There are a lot of passages that address surrendering to God. For today's sermon, we are going to look at Luke 9:23-24 and Galatians 2:20; 5:16-25.
And he said to all, “If anyone would come after me, let him deny himself and take up his cross daily and follow me. For whoever would save his life will lose it, but whoever loses his life for my sake will save it.
I have been crucified with Christ. It is no longer I who live, but Christ who lives in me. And the life I now live in the flesh I live by faith in the Son of God, who loved me and gave himself for me.
But I say, walk by the Spirit, and you will not gratify the desires of the flesh. For the desires of the flesh are against the Spirit, and the desires of the Spirit are against the flesh, for these are opposed to each other, to keep you from doing the things you want to do. But if you are led by the Spirit, you are not under the law. Now the works of the flesh are evident: sexual immorality, impurity, sensuality, idolatry, sorcery, enmity, strife, jealousy, fits of anger, rivalries, dissensions, divisions, envy, drunkenness, orgies, and things like these. I warn you, as I warned you before, that those who do such things will not inherit the kingdom of God. But the fruit of the Spirit is love, joy, peace, patience, kindness, goodness, faithfulness, gentleness, self-control; against such things there is no law. And those who belong to Christ Jesus have crucified the flesh with its passions and desires.
If we live by the Spirit, let us also keep in step with the Spirit.
In our relationship with God, we surrender to him willingly through the work of the Holy Spirit by embracing what God has done through Jesus.
Paul, in Galatians 5 and Ephesians 4:22-24, clarifies what Jesus meant when he said to “deny yourself, take up your cross, and follow me”.
In our act of surrender, we put off the old self and put on the new self, created after the likeness of God (Eph. 4:22-24).
Surrendering is about accepting God’s authority in our lives and living into the new identity he has given us as children of God.
We are surrendering the identity of a sinner, and thus the actions of a sinner. These actions are things such as sexual immorality, impurity, sensuality, idolatry, sorcery, enmity, strife, jealousy, fits of anger, rivalries, dissensions, divisions, envy, drunkenness, and orgies. If we practice any of these things, then we are not fully surrendered.
We are surrendering by taking on the identity of “Saint” and walking by the Spirit, who enables us to govern our actions through love, joy, peace, patience, kindness, goodness, faithfulness, gentleness, and self-control.
Surrender is a core part of the process of becoming more like Jesus.
Thus, we would all like our surrender to be total and complete all the time. If it is not, we may doubt our commitment to be surrendered, and thus look for assurance of a surrendered life to Christ, which brings us to the other part of the question: assurance.
In finding assurance of living a surrendered life, we must first recognize that it is a process that God is working in us through the Holy Spirit. Consider Philippians 1:6,
And I am sure of this, that he who began a good work in you will bring it to completion at the day of Jesus Christ.

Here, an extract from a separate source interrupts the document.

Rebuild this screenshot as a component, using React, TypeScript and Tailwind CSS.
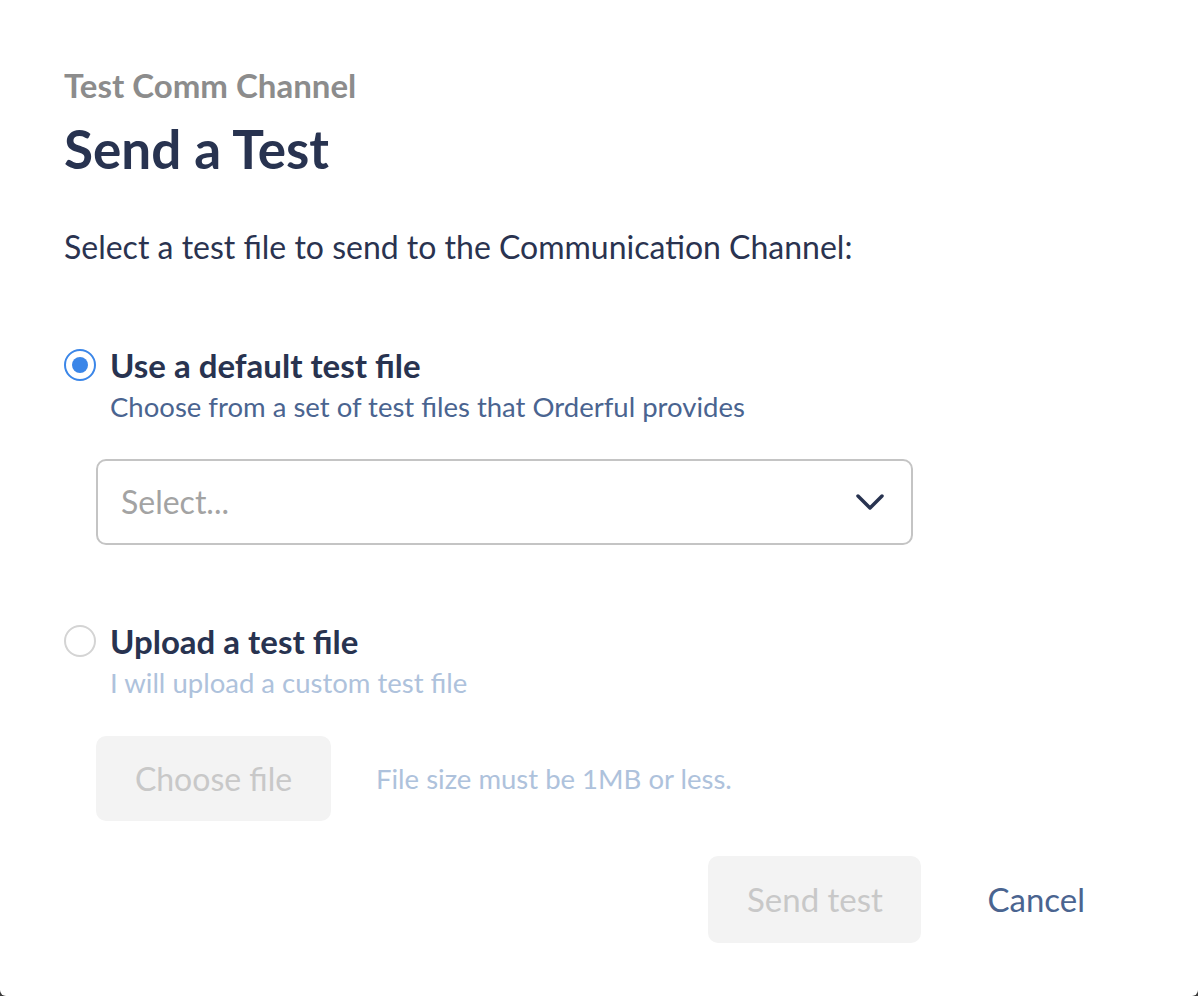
import React from 'react';

export default function App() {
  return (
    <div className="min-h-screen bg-[#3a3a3a]" style={{ fontFamily: 'Lato, "Noto Sans", sans-serif' }}>
      <div className="h-[996px] w-full rounded-b-[6px] bg-white pl-16 pr-[113px] pt-[65px]">
        {/* Header */}
        <div className="text-[33px] font-bold leading-[40px] text-[#8c8c8c]">Test Comm Channel</div>
        <h1 className="mt-[12px] text-[53px] font-bold leading-[64px] text-[#283350]">Send a Test</h1>

        <p className="mt-[46px] text-[32px] leading-[40px] text-[#2a3350]">
          Select a test file to send to the Communication Channel:
        </p>

        {/* Default file option */}
        <div className="mt-[78px] flex h-[40px] items-center gap-[14px]">
          <span className="flex h-[32px] w-[32px] items-center justify-center rounded-full border-2 border-[#3b86e8]">
            <span className="h-[16px] w-[16px] rounded-full bg-[#3b86e8]" />
          </span>
          <span className="text-[33px] font-bold leading-[40px] text-[#283350]">Use a default test file</span>
        </div>
        <div className="ml-[46px] mt-[4px] text-[27.5px] leading-[36px] text-[#4a6490]">
          Choose from a set of test files that Orderful provides
        </div>

        <div className="ml-8 mt-[34px] flex h-[86px] w-[817px] items-center justify-between rounded-[10px] border-2 border-[#c4c4c4] pl-[23px] pr-[26px]">
          <span className="text-[32px] text-[#a3a3a3]">Select...</span>
          <svg width="30" height="18" viewBox="0 0 30 18" fill="none">
            <path d="M3 3l12 12L27 3" stroke="#283350" strokeWidth="3.5" strokeLinecap="round" strokeLinejoin="round" />
          </svg>
        </div>

        {/* Upload option */}
        <div className="mt-[76px] flex h-[40px] items-center gap-[14px]">
          <span className="h-[32px] w-[32px] rounded-full border-2 border-[#d4d4d4]" />
          <span className="text-[33px] font-bold leading-[40px] text-[#283350]">Upload a test file</span>
        </div>
        <div className="ml-[46px] mt-[4px] text-[27.5px] leading-[36px] text-[#aec2dc]">
          I will upload a custom test file
        </div>

        <div className="ml-8 mt-[35px] flex items-center gap-[45px]">
          <button className="h-[85px] w-[235px] rounded-[10px] bg-[#f3f3f3] text-[32px] text-[#c8c8c8]">
            Choose file
          </button>
          <span className="text-[27.5px] text-[#aec2dc]">File size must be 1MB or less.</span>
        </div>

        {/* Footer actions */}
        <div className="mt-[35px] flex items-center justify-end gap-[66px]">
          <button className="h-[87px] w-[213px] rounded-[10px] bg-[#f3f3f3] text-[33px] text-[#c8c8c8]">
            Send test
          </button>
          <button className="text-[33px] text-[#4a6490]">Cancel</button>
        </div>
      </div>
    </div>
  );
}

In finding assurance of a surrendered life, we must first recognize that it is God’s good work that we participate in.
In finding assurance of a surrendered life, we must secondly recognize that it is a process that has three stages.
Stage one: It's a work that God began.
Stage two: It’s a work that God is doing through the Holy Spirit, that we participate in.
Stage three: It’s a work that God will complete.
1 Peter 1:3-9 also speaks to the process and gives us assurance.
Blessed be the God and Father of our Lord Jesus Christ! According to his great mercy, he has caused us to be born again to a living hope through the resurrection of Jesus Christ from the dead, to an inheritance that is imperishable, undefiled, and unfading, kept in heaven for you, who by God’s power are being guarded through faith for a salvation ready to be revealed in the last time. In this you rejoice, though now for a little while, if necessary, you have been grieved by various trials, so that the tested genuineness of your faith—more precious than gold that perishes though it is tested by fire—may be found to result in praise and glory and honor at the revelation of Jesus Christ. Though you have not seen him, you love him. Though you do not now see him, you believe in him and rejoice with joy that is inexpressible and filled with glory, obtaining the outcome of your faith, the salvation of your souls.
First, it is God's work from beginning to end (1 Peter 1:3-5).
Second, our surrender is tested by trials, not for God’s benefit, but for ours, so that we can have confidence in the work God is doing through the power of the Holy Spirit, as we walk in the process of surrendering to God.
Church, let us pursue surrender through walking by the Spirit, in full assurance of God working out the waxing and waning of our surrender.